= West-East Bag =

Network of women artists

West-East Bag (WEB) was an international women artists network active from 1971 to 1973.

West-East Bag formed towards the beginning of the feminist art movement in the United States. Sources differ as to the exact origin of WEB. In one account, artists Judy Chicago and Miriam Schapiro formed the idea with art critic Lucy R. Lippard in April 1971 after visiting the exhibition 26 Women Artists. A second account places New York Times art writer Grace Glueck at the formation and a third has Chicago and Schapiro meeting Lippard, Marcia Tucker and Ellen Lanyon during a lecture trip. Lippard recalls mentioning East Coast Bag while talking to Chicago, who replied "ah ha, if you're going to say East Coast Bag then we're going to call it West East Bag instead of East West Bag, because the west coast came first."

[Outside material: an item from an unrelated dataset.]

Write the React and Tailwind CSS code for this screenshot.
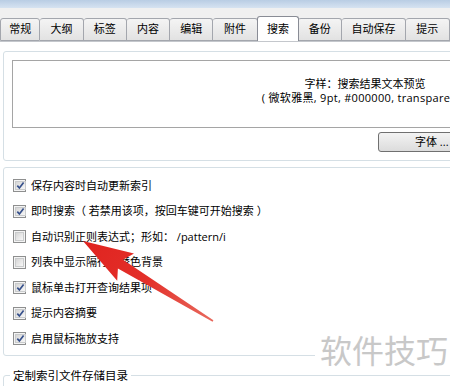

Enemies of women's liberation in the art world must be met with a more coherent front. A group that is locally effective can be doubly powerful if it synchronizes its actions with those of other groups across the country. We can gain from each other's experiences and make more headway together if we are aware of each other's activities in time to echo or support them.
— First issue of W.E.B.

In 1971, West-East Bag published the first issue of their newsletter W.E.B. to link efforts in their home cities. The inaugural issue made mention of tactics used against museums to protest the lack of women artists in their collections and exhibitions. Schapiro (Los Angeles), Lippard (New York), and Ellen Lanyon (Chicago) took turns producing the then-monthly newsletter.

Like the Ad Hoc Women Artists' Committee before them, the group encouraged chapters to set up slide registries, creating an archive of the work of women artists on photographic slides. WEB slide registries were created in New York, Los Angeles, San Francisco, Chicago, and Seattle. WEB members also held consciousness raising sessions and organized protests of their local art institutions.

Local chapters such as Boston and Chicago published their own WEB newsletters, sponsored conferences, and organized monthly meetings. By April 1972, Chicago's WEB chapter had sponsored a series of conferences that led to the formation of feminist arts organizations across the Midwest. WEB members in Chicago organized the first women artists' conference there, Artists Meet in Spring 1973.

West-East Bag laid the foundation for a series of cooperatively run women's galleries, starting with A.I.R. Gallery in 1972. West-East Bag grew to include representatives from 52 cities and eight countries. By 1973, WEB ceased being active on a national level.